6. Continuity, Operator Theory, and Design Principles

Transferability for varying input dimension is underpinned by continuity and operator-theoretic properties. For graph neural architectures and set models, transferability corresponds to continuity (and often Lipschitz continuity) with respect to problem size in a limit space (Levin et al., 29 May 2025). The Fréchet derivative of the model mapping can be bounded uniformly independently of the input dimension $n$ :

$\|D\rho_n^{(i)}(A, X_0, ..., X_S)[H, H_0, ..., H_S]\|_\infty \leq L(r)\| (H, H_0, ..., H_S)\|_\infty$

with $L(r)$ independent of $n$ . By composing such locally Lipschitz layers, entire models (e.g., GGNNs) are locally Lipschitz transferable; their infinite-dimensional extensions “inherit” this property, guaranteeing continuous extension as size increases.

This principle informs the design of architectures that generalize dimension-independently—key for applications in point clouds, sets, or large graphs. Size transferability bounds thus provide actionable criteria for creating dimension-agnostic learning systems.

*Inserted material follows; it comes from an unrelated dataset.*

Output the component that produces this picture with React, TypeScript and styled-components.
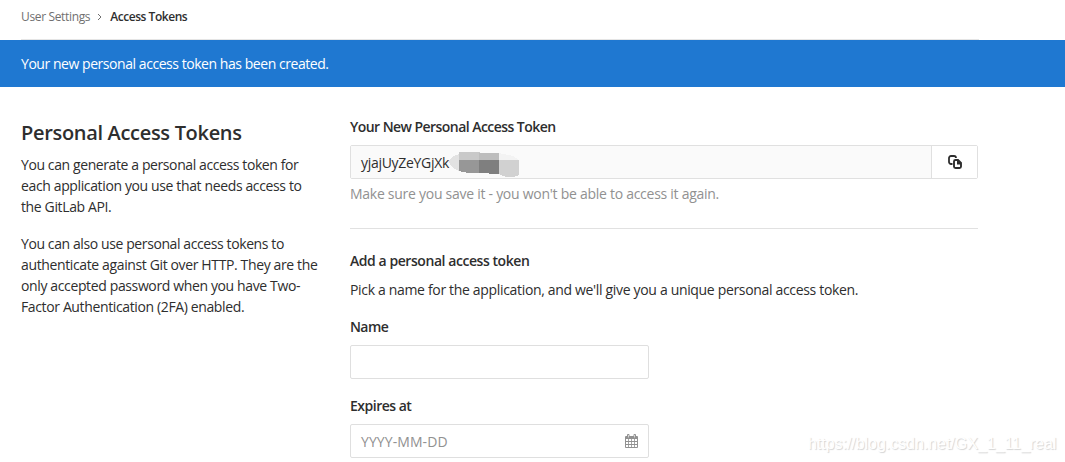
import React from "react";
import styled, { createGlobalStyle } from "styled-components";

const GlobalStyle = createGlobalStyle`
  * {
    box-sizing: border-box;
  }

  body {
    margin: 0;
    background: #fff;
    color: #2e2e2e;
    font-family: "Open Sans", "Noto Sans", sans-serif;
    font-size: 14px;
    line-height: 21px;
    overflow: hidden;
  }
`;

interface TextProps {
  $spacing?: number;
}

const Page = styled.div`
  position: relative;
  height: 462px;
  overflow: hidden;
`;

const Breadcrumbs = styled.nav`
  display: flex;
  align-items: center;
  width: 958px;
  height: 40px;
  margin-left: 21px;
  padding-bottom: 6px;
  border-bottom: 1px solid #e5e5e5;
  font-size: 12px;
`;

const BreadcrumbLink = styled.a<TextProps>`
  color: #707070;
  letter-spacing: ${(props) => props.$spacing ?? 0}px;
`;

const BreadcrumbCurrent = styled(BreadcrumbLink)`
  color: #2e2e2e;
  font-weight: 600;
`;

const Chevron = styled.svg`
  width: 5px;
  height: 8px;
  margin: 0 8px 0 7px;
`;

const Alert = styled.div`
  height: 47px;
  padding: 13px 21px;
  background: #1f78d1;
  color: #fff;
`;

const Content = styled.main`
  display: flex;
  padding: 30px 0 0 21px;
`;

const Sidebar = styled.section`
  width: 329px;
  flex: none;
`;

const Title = styled.h4`
  margin: 0 0 7px;
  padding-top: 2px;
  font-size: 20px;
  line-height: 28px;
  font-weight: 600;
`;

const Line = styled.span<TextProps>`
  display: block;
  width: max-content;
  white-space: nowrap;
  letter-spacing: ${(props) => props.$spacing ?? -0.37}px;
`;

const Paragraph = styled.p`
  margin: 0 0 16px;
`;

const Main = styled.section`
  width: 628px;
  flex: none;
  margin-top: -1px;
`;

const Label = styled.h5`
  margin: 0 0 8px;
  font-size: 14px;
  line-height: 21px;
  font-weight: 600;
`;

const TokenGroup = styled.div`
  display: flex;
  height: 34px;
  border: 1px solid #e0e0e0;
  border-radius: 2px;
`;

const TokenValue = styled.div`
  display: flex;
  align-items: center;
  flex: 1;
  padding-left: 10px;
  background: #fafafa;
`;

const Censored = styled.svg`
  width: 74px;
  height: 28px;
  margin: 2px 0 0 -1px;
`;

const CopyButton = styled.button`
  display: flex;
  align-items: center;
  justify-content: center;
  width: 46px;
  padding: 0;
  border: 0;
  border-left: 1px solid #e0e0e0;
  background: #fff;
`;

const Hint = styled.div`
  margin-top: 4px;
  color: #919191;
`;

const Divider = styled.hr`
  margin: 24px 0 21px;
  border: 0;
  border-top: 1px solid #e1e1e1;
`;

const Field = styled.div`
  display: flex;
  align-items: center;
  justify-content: space-between;
  width: 299px;
  height: 34px;
  margin-bottom: 16px;
  padding: 0 10px;
  border: 1px solid #dfdfdf;
  border-radius: 2px;
  color: #919191;
`;

const CalendarIcon = styled.svg`
  width: 13px;
  height: 14px;
`;

const Watermark = styled.div`
  position: absolute;
  left: 808px;
  top: 434px;
  color: #fff;
  font-family: "Liberation Sans", sans-serif;
  font-size: 16px;
  line-height: 20px;
  letter-spacing: -0.04px;
  white-space: nowrap;
  text-shadow: 1px 1px 1px #d4d4d4;
`;

const App: React.FC = () => {
  return (
    <>
      <GlobalStyle />
      <Page>
        <Breadcrumbs>
          <BreadcrumbLink $spacing={-0.35}>User Settings</BreadcrumbLink>
          <Chevron viewBox="0 0 5 8" fill="none" stroke="#707070">
            <path d="M1 1l3 3-3 3" />
          </Chevron>
          <BreadcrumbCurrent $spacing={-0.45}>Access Tokens</BreadcrumbCurrent>
        </Breadcrumbs>
        <Alert>
          <Line $spacing={-0.45}>
            Your new personal access token has been created.
          </Line>
        </Alert>
        <Content>
          <Sidebar>
            <Title>
              <Line $spacing={-0.32}>Personal Access Tokens</Line>
            </Title>
            <Paragraph>
              <Line $spacing={-0.4}>
                You can generate a personal access token for
              </Line>
              <Line>each application you use that needs access to</Line>
              <Line>the GitLab API.</Line>
            </Paragraph>
            <Paragraph>
              <Line $spacing={-0.4}>
                You can also use personal access tokens to
              </Line>
              <Line>authenticate against Git over HTTP. They are the</Line>
              <Line>only accepted password when you have Two-</Line>
              <Line>Factor Authentication (2FA) enabled.</Line>
            </Paragraph>
          </Sidebar>
          <Main>
            <Label>
              <Line $spacing={-0.55}>Your New Personal Access Token</Line>
            </Label>
            <TokenGroup>
              <TokenValue>
                <Line $spacing={-0.3}>yjajUyZeYGjXk</Line>
                <Censored viewBox="0 0 74 28" shapeRendering="crispEdges">
                  <path d="M0 12l4-4 7-3v17l-6-3z" fill="#e2e2e2" />
                  <path d="M11 3h21v8H11z" fill="#c9c9c9" />
                  <path d="M31 4h20v7H31z" fill="#bdbdbd" />
                  <path d="M51 4l14 3 6 4H51z" fill="#f3f3f3" />
                  <path d="M11 11h20v13H20l-9-2z" fill="#979797" />
                  <path d="M31 11h20v14l-20-1z" fill="#7f7f7f" />
                  <path d="M51 11h20v15l-5 2h-8l-7-3z" fill="#d1d1d1" />
                </Censored>
              </TokenValue>
              <CopyButton>
                <svg width="14" height="14" viewBox="0 0 14 14" fill="none">
                  <path
                    d="M4.500 9H3a2 2 0 0 1-2-2V3a2 2 0 0 1 2-2h3a2 2 0 0 1 2 2"
                    stroke="#2e2e2e"
                    strokeWidth="1.8"
                  />
                  <path
                    d="M7.500 5H10L13 8V11.500A1.500 1.500 0 0 1 11.500 13H7.500A1.500 1.500 0 0 1 6 11.500V6.500A1.500 1.500 0 0 1 7.500 5z"
                    stroke="#2e2e2e"
                    strokeWidth="1.9"
                  />
                  <path d="M9 5h1l3 3v1.500H9z" fill="#2e2e2e" />
                </svg>
              </CopyButton>
            </TokenGroup>
            <Hint>
              <Line $spacing={-0.27}>
                Make sure you save it - you won't be able to access it again.
              </Line>
            </Hint>
            <Divider />
            <Label>
              <Line $spacing={-0.44}>Add a personal access token</Line>
            </Label>
            <Paragraph>
              <Line $spacing={-0.33}>
                Pick a name for the application, and we'll give you a unique
                personal access token.
              </Line>
            </Paragraph>
            <Label>
              <Line $spacing={-0.6}>Name</Line>
            </Label>
            <Field />
            <Label>
              <Line $spacing={-0.5}>Expires at</Line>
            </Label>
            <Field>
              <Line $spacing={0.08}>YYYY-MM-DD</Line>
              <CalendarIcon viewBox="0 0 13 14">
                <path
                  fill="#919191"
                  fillRule="evenodd"
                  d="M1 2h1V1a1 1 0 0 1 1-1h.5a1 1 0 0 1 1 1v1h4V1a1 1 0 0 1 1-1h.5a1 1 0 0 1 1 1v1h1a1 1 0 0 1 1 1v10a1 1 0 0 1-1 1H1a1 1 0 0 1-1-1V3a1 1 0 0 1 1-1zM3 1v2.500h.6V1zM9.400 1v2.500H10V1zM1 5v2h2.200V5zM4 5v2h2.200V5zM7 5v2h2.200V5zM10 5v2h2V5zM1 8v2h2.200V8zM4 8v2h2.200V8zM7 8v2h2.200V8zM10 8v2h2V8zM1 11v2h2.200v-2zM4 11v2h2.200v-2zM7 11v2h2.200v-2zM10 11v2h2v-2z"
                />
              </CalendarIcon>
            </Field>
          </Main>
        </Content>
        <Watermark>https://blog.csdn.net/GX_1_11_real</Watermark>
      </Page>
    </>
  );
};

export default App;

7. Impact and Applications

Size transferability bounds are critical in theory and practice for:

Certifying generalization and robustness when upscaling models.
Designing and benchmarking error-correcting codes with tight size limits.
Ensuring cross-size (and temperature) transferability in molecular simulations.
Predicting output sizes in query processing and optimizing database algorithms.
Guiding architecture design for set, graph, or variable-size inputs in machine learning.
Enabling secure and controlled adversarial transfer in ensemble models.

By providing explicit, quantitative relationships anchored in structural properties and rigorous analysis, these bounds offer a foundation for both theoretical investigation and large-scale deployment of modern learning and inference systems.